This theory believes that humans have five basic needs: power, love and belonging, freedom, fun, and survival, and it focuses on what its founder William Glasser called the psychiatry's three R's: Realism, Responsibility, and Right-and-Wrong. It emphasizes making decisions and taking action and control of one's life. Reality therapy assists the individual in making an evaluation on his/or her own behavior. The focus is in doing what is under the individual's control, and action is at the core of this treatment modality, pressing to create the client's desired Quality World.
1. Metaphors - when a client speaks in metaphors, the therapist may choose to respond to the metaphor rather than the apparent content.
2. Confrontation - because setting specific plans are a key element in this theory, when a client does not follow through on something, confrontation is not avoidable. The therapist cannot accept excuses, but works to be positive and may attempt to engage humor to address the issue.
3. Paradox - cautioning the client to not follow through or encouraging the opposite behavior may be indicated to lower resistance. If a client does not elect to follow through on a goal or intervention, the therapist might say, "It seems we may have rushed that plan.
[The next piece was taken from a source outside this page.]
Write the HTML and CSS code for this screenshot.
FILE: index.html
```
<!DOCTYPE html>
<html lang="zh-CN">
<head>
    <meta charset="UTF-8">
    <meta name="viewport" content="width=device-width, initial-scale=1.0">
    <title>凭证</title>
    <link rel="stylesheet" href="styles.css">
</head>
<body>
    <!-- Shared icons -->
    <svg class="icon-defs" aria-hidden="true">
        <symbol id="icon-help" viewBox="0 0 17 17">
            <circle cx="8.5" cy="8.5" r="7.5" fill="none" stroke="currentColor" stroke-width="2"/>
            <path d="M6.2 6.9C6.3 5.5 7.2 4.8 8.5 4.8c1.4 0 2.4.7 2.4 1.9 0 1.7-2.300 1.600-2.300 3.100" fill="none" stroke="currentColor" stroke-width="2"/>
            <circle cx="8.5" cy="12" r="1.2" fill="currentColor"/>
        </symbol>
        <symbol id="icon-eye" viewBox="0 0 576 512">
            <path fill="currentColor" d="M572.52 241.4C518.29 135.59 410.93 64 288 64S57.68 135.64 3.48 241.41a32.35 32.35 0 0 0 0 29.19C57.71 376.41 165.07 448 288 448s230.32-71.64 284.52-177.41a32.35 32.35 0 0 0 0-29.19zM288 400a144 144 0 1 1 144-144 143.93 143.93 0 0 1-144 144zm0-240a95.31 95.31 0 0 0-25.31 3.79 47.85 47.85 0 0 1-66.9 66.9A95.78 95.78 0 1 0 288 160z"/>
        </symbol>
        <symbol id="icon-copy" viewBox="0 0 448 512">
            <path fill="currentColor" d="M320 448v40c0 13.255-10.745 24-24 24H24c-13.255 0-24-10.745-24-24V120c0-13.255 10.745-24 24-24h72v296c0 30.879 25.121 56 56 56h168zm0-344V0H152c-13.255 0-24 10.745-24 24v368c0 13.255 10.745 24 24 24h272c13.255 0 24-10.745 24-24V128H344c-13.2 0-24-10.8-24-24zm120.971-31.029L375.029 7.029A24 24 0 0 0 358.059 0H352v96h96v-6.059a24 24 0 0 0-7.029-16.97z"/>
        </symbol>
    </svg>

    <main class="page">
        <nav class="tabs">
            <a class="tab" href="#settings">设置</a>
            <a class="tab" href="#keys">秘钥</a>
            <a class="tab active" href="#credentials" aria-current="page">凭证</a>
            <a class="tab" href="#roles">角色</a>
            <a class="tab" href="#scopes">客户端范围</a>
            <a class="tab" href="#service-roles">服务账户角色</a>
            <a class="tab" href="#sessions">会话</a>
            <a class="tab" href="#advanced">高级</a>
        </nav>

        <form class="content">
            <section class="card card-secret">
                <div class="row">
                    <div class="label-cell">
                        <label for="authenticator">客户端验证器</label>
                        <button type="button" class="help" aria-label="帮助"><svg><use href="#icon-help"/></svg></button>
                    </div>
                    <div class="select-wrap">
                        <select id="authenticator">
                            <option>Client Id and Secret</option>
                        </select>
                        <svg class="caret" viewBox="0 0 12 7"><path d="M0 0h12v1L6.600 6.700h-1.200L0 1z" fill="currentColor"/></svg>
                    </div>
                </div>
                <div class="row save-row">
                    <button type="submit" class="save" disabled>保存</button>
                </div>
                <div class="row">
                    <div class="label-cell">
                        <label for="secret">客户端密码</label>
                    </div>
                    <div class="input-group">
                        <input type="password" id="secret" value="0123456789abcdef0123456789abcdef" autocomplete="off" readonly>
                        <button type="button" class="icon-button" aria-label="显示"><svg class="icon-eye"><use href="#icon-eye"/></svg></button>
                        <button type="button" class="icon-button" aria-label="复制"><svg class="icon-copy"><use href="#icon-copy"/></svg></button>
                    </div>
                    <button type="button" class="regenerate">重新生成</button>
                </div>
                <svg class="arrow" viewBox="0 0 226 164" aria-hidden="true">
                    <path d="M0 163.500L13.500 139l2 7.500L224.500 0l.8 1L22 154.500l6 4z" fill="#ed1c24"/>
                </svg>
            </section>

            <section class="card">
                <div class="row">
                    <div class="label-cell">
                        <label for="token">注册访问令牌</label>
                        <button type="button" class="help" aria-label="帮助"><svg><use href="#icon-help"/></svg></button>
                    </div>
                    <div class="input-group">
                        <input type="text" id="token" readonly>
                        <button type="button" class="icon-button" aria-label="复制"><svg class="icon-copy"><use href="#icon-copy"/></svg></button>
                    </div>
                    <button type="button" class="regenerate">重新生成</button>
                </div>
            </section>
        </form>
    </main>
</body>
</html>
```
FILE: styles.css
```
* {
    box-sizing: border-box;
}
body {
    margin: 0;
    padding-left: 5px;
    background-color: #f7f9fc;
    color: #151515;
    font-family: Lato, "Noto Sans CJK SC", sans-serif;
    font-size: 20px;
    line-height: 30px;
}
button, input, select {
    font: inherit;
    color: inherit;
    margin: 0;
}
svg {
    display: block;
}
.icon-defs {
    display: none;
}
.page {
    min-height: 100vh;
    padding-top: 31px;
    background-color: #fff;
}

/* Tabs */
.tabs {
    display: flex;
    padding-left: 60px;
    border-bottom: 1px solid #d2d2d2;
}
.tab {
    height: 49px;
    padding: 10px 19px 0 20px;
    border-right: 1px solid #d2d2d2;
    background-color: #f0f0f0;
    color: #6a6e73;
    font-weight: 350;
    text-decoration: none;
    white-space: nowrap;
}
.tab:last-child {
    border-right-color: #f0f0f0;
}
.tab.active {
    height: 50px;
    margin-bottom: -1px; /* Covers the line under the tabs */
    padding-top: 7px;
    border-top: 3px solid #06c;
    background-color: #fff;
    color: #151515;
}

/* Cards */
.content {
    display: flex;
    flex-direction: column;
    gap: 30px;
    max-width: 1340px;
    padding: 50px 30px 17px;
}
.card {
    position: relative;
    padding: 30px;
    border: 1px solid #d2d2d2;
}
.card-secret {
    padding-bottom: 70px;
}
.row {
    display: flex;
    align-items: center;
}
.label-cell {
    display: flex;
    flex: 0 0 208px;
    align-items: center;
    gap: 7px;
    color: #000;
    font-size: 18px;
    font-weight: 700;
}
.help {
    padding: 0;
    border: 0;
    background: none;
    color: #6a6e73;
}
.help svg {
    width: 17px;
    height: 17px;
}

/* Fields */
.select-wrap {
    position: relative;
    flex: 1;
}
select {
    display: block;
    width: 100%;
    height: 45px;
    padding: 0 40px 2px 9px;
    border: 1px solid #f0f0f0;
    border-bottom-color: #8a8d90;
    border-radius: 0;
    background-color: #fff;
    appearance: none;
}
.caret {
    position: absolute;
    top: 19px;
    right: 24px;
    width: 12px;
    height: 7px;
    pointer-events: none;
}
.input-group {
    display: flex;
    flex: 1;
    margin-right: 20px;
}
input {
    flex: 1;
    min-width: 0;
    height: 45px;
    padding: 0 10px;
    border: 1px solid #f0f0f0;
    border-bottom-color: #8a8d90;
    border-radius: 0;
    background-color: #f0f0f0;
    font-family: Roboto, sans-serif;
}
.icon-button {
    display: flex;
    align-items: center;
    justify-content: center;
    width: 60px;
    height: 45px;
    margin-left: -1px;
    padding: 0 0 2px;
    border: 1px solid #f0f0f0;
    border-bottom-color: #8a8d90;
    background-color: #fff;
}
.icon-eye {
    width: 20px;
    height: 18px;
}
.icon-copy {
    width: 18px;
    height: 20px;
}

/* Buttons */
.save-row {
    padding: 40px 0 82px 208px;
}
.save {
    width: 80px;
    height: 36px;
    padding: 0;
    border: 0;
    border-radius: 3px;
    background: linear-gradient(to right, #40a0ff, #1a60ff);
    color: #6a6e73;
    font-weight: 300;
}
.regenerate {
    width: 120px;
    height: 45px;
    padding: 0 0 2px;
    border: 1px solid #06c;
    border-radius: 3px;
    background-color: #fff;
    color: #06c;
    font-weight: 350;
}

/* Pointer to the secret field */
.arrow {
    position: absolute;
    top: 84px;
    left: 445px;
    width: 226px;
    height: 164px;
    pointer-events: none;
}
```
You are not ready for that, but it is still a forward step because we know other issues need to be addressed first."
4. Humor - humor is spontaneous, idiosyncratic, and only occurs in the here-and-now, so it is a natural fit for reality therapy. Therapists can engage friendly involvement with the client by laughing at themselves, modeling clients to do the same.
5. Plans of action - this technique involves assisting the client in making a specific, attainable, beneficial, time-limited plan of action. The client must be clear on what he/or she wants and what he/or she is taking responsibility for before success can be attained.